**Exercise aim**
Below is a listing; write it out exactly and drop any images from it.
**** Collected data ****
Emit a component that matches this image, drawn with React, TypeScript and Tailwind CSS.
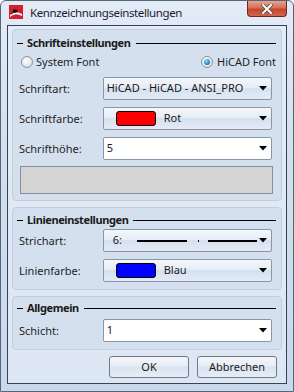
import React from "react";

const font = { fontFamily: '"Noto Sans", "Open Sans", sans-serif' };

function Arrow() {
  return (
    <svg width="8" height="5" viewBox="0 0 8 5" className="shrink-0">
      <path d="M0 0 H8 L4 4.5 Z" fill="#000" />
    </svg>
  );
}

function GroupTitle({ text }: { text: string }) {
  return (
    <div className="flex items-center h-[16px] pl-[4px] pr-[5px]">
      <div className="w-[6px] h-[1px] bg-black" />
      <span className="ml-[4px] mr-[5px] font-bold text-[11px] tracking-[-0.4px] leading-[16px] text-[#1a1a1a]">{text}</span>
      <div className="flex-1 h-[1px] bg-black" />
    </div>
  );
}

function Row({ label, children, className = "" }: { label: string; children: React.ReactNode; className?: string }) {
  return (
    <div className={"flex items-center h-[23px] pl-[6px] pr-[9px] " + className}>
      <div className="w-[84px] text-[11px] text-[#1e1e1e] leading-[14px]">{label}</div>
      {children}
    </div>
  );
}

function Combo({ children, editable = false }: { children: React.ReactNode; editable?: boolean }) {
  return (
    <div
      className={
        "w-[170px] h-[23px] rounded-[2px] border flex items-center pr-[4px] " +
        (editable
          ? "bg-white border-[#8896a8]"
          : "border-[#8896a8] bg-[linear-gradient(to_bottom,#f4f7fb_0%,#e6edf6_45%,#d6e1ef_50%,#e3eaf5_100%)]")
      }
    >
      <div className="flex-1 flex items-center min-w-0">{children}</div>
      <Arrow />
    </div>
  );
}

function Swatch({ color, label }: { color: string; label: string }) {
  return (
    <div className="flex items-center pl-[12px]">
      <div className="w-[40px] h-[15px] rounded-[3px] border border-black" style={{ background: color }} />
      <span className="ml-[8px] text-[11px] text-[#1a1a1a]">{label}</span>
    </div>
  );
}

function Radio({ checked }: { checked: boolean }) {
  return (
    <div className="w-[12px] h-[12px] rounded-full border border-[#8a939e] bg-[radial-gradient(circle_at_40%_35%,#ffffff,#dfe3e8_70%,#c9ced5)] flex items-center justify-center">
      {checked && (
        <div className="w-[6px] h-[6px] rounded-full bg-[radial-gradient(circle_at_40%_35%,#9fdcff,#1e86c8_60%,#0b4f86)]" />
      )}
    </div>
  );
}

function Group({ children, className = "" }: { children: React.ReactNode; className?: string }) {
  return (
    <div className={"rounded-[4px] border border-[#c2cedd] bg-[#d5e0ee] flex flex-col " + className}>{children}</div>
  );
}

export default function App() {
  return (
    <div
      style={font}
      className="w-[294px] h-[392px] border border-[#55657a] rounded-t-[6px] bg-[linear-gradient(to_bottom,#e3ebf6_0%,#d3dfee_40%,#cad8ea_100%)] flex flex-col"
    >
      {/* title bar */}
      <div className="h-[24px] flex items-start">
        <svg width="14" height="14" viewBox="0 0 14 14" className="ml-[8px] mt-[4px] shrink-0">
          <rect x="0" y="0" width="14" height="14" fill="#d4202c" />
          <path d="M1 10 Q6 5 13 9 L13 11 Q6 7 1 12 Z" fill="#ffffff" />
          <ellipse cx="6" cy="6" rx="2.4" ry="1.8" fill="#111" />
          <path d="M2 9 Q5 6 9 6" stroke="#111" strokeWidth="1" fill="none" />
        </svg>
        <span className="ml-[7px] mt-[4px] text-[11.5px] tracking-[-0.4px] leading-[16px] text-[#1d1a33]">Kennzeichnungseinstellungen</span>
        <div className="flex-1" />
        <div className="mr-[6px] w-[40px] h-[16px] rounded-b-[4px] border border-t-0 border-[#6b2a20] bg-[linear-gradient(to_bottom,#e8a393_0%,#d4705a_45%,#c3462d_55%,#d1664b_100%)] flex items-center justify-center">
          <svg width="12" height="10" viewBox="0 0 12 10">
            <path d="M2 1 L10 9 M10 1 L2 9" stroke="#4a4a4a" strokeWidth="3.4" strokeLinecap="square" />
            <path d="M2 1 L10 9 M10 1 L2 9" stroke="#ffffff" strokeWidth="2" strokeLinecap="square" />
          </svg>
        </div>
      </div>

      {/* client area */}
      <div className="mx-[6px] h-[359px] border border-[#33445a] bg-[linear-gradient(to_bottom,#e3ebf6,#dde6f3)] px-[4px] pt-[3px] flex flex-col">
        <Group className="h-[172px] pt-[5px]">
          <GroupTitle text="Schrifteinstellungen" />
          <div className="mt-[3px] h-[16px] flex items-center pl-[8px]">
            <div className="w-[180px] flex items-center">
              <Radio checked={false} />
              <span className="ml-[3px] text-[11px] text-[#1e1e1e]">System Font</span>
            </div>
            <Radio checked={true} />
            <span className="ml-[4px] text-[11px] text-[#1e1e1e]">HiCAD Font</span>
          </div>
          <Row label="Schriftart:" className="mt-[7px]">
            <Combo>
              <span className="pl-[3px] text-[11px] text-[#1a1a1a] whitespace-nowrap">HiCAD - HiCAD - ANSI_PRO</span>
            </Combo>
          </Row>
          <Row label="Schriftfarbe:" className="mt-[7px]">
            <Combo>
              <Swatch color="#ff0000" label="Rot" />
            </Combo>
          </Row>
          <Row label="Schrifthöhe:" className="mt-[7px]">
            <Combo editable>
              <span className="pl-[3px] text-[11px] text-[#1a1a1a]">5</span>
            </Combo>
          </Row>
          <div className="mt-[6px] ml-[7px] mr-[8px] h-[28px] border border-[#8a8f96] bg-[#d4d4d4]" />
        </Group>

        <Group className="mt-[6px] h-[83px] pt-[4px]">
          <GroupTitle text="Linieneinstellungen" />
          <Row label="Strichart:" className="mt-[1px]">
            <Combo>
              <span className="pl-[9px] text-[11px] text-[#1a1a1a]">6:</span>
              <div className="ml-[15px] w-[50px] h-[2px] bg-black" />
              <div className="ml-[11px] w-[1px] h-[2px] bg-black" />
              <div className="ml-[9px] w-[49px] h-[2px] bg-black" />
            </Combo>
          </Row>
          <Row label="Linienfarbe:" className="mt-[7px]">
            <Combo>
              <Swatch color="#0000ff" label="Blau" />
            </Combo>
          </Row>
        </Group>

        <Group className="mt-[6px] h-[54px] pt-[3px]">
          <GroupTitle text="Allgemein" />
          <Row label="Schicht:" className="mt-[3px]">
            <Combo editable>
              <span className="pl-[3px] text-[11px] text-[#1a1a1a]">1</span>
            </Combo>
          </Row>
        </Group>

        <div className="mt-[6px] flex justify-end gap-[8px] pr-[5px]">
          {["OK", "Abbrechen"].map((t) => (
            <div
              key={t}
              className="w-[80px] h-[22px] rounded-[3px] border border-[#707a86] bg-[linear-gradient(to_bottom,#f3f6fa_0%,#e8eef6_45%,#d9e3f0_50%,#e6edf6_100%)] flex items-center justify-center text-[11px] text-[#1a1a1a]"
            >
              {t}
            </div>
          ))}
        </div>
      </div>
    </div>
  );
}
****
**Answer**
Emit a component that matches this image, drawn with React, TypeScript and Tailwind CSS.
import React from "react";

const font = { fontFamily: '"Noto Sans", "Open Sans", sans-serif' };

function Arrow() {
  return (
    <svg width="8" height="5" viewBox="0 0 8 5" className="shrink-0">
      <path d="M0 0 H8 L4 4.5 Z" fill="#000" />
    </svg>
  );
}

function GroupTitle({ text }: { text: string }) {
  return (
    <div className="flex items-center h-[16px] pl-[4px] pr-[5px]">
      <div className="w-[6px] h-[1px] bg-black" />
      <span className="ml-[4px] mr-[5px] font-bold text-[11px] tracking-[-0.4px] leading-[16px] text-[#1a1a1a]">{text}</span>
      <div className="flex-1 h-[1px] bg-black" />
    </div>
  );
}

function Row({ label, children, className = "" }: { label: string; children: React.ReactNode; className?: string }) {
  return (
    <div className={"flex items-center h-[23px] pl-[6px] pr-[9px] " + className}>
      <div className="w-[84px] text-[11px] text-[#1e1e1e] leading-[14px]">{label}</div>
      {children}
    </div>
  );
}

function Combo({ children, editable = false }: { children: React.ReactNode; editable?: boolean }) {
  return (
    <div
      className={
        "w-[170px] h-[23px] rounded-[2px] border flex items-center pr-[4px] " +
        (editable
          ? "bg-white border-[#8896a8]"
          : "border-[#8896a8] bg-[linear-gradient(to_bottom,#f4f7fb_0%,#e6edf6_45%,#d6e1ef_50%,#e3eaf5_100%)]")
      }
    >
      <div className="flex-1 flex items-center min-w-0">{children}</div>
      <Arrow />
    </div>
  );
}

function Swatch({ color, label }: { color: string; label: string }) {
  return (
    <div className="flex items-center pl-[12px]">
      <div className="w-[40px] h-[15px] rounded-[3px] border border-black" style={{ background: color }} />
      <span className="ml-[8px] text-[11px] text-[#1a1a1a]">{label}</span>
    </div>
  );
}

function Radio({ checked }: { checked: boolean }) {
  return (
    <div className="w-[12px] h-[12px] rounded-full border border-[#8a939e] bg-[radial-gradient(circle_at_40%_35%,#ffffff,#dfe3e8_70%,#c9ced5)] flex items-center justify-center">
      {checked && (
        <div className="w-[6px] h-[6px] rounded-full bg-[radial-gradient(circle_at_40%_35%,#9fdcff,#1e86c8_60%,#0b4f86)]" />
      )}
    </div>
  );
}

function Group({ children, className = "" }: { children: React.ReactNode; className?: string }) {
  return (
    <div className={"rounded-[4px] border border-[#c2cedd] bg-[#d5e0ee] flex flex-col " + className}>{children}</div>
  );
}

export default function App() {
  return (
    <div
      style={font}
      className="w-[294px] h-[392px] border border-[#55657a] rounded-t-[6px] bg-[linear-gradient(to_bottom,#e3ebf6_0%,#d3dfee_40%,#cad8ea_100%)] flex flex-col"
    >
      {/* title bar */}
      <div className="h-[24px] flex items-start">
        <svg width="14" height="14" viewBox="0 0 14 14" className="ml-[8px] mt-[4px] shrink-0">
          <rect x="0" y="0" width="14" height="14" fill="#d4202c" />
          <path d="M1 10 Q6 5 13 9 L13 11 Q6 7 1 12 Z" fill="#ffffff" />
          <ellipse cx="6" cy="6" rx="2.4" ry="1.8" fill="#111" />
          <path d="M2 9 Q5 6 9 6" stroke="#111" strokeWidth="1" fill="none" />
        </svg>
        <span className="ml-[7px] mt-[4px] text-[11.5px] tracking-[-0.4px] leading-[16px] text-[#1d1a33]">Kennzeichnungseinstellungen</span>
        <div className="flex-1" />
        <div className="mr-[6px] w-[40px] h-[16px] rounded-b-[4px] border border-t-0 border-[#6b2a20] bg-[linear-gradient(to_bottom,#e8a393_0%,#d4705a_45%,#c3462d_55%,#d1664b_100%)] flex items-center justify-center">
          <svg width="12" height="10" viewBox="0 0 12 10">
            <path d="M2 1 L10 9 M10 1 L2 9" stroke="#4a4a4a" strokeWidth="3.4" strokeLinecap="square" />
            <path d="M2 1 L10 9 M10 1 L2 9" stroke="#ffffff" strokeWidth="2" strokeLinecap="square" />
          </svg>
        </div>
      </div>

      {/* client area */}
      <div className="mx-[6px] h-[359px] border border-[#33445a] bg-[linear-gradient(to_bottom,#e3ebf6,#dde6f3)] px-[4px] pt-[3px] flex flex-col">
        <Group className="h-[172px] pt-[5px]">
          <GroupTitle text="Schrifteinstellungen" />
          <div className="mt-[3px] h-[16px] flex items-center pl-[8px]">
            <div className="w-[180px] flex items-center">
              <Radio checked={false} />
              <span className="ml-[3px] text-[11px] text-[#1e1e1e]">System Font</span>
            </div>
            <Radio checked={true} />
            <span className="ml-[4px] text-[11px] text-[#1e1e1e]">HiCAD Font</span>
          </div>
          <Row label="Schriftart:" className="mt-[7px]">
            <Combo>
              <span className="pl-[3px] text-[11px] text-[#1a1a1a] whitespace-nowrap">HiCAD - HiCAD - ANSI_PRO</span>
            </Combo>
          </Row>
          <Row label="Schriftfarbe:" className="mt-[7px]">
            <Combo>
              <Swatch color="#ff0000" label="Rot" />
            </Combo>
          </Row>
          <Row label="Schrifthöhe:" className="mt-[7px]">
            <Combo editable>
              <span className="pl-[3px] text-[11px] text-[#1a1a1a]">5</span>
            </Combo>
          </Row>
          <div className="mt-[6px] ml-[7px] mr-[8px] h-[28px] border border-[#8a8f96] bg-[#d4d4d4]" />
        </Group>

        <Group className="mt-[6px] h-[83px] pt-[4px]">
          <GroupTitle text="Linieneinstellungen" />
          <Row label="Strichart:" className="mt-[1px]">
            <Combo>
              <span className="pl-[9px] text-[11px] text-[#1a1a1a]">6:</span>
              <div className="ml-[15px] w-[50px] h-[2px] bg-black" />
              <div className="ml-[11px] w-[1px] h-[2px] bg-black" />
              <div className="ml-[9px] w-[49px] h-[2px] bg-black" />
            </Combo>
          </Row>
          <Row label="Linienfarbe:" className="mt-[7px]">
            <Combo>
              <Swatch color="#0000ff" label="Blau" />
            </Combo>
          </Row>
        </Group>

        <Group className="mt-[6px] h-[54px] pt-[3px]">
          <GroupTitle text="Allgemein" />
          <Row label="Schicht:" className="mt-[3px]">
            <Combo editable>
              <span className="pl-[3px] text-[11px] text-[#1a1a1a]">1</span>
            </Combo>
          </Row>
        </Group>

        <div className="mt-[6px] flex justify-end gap-[8px] pr-[5px]">
          {["OK", "Abbrechen"].map((t) => (
            <div
              key={t}
              className="w-[80px] h-[22px] rounded-[3px] border border-[#707a86] bg-[linear-gradient(to_bottom,#f3f6fa_0%,#e8eef6_45%,#d9e3f0_50%,#e6edf6_100%)] flex items-center justify-center text-[11px] text-[#1a1a1a]"
            >
              {t}
            </div>
          ))}
        </div>
      </div>
    </div>
  );
}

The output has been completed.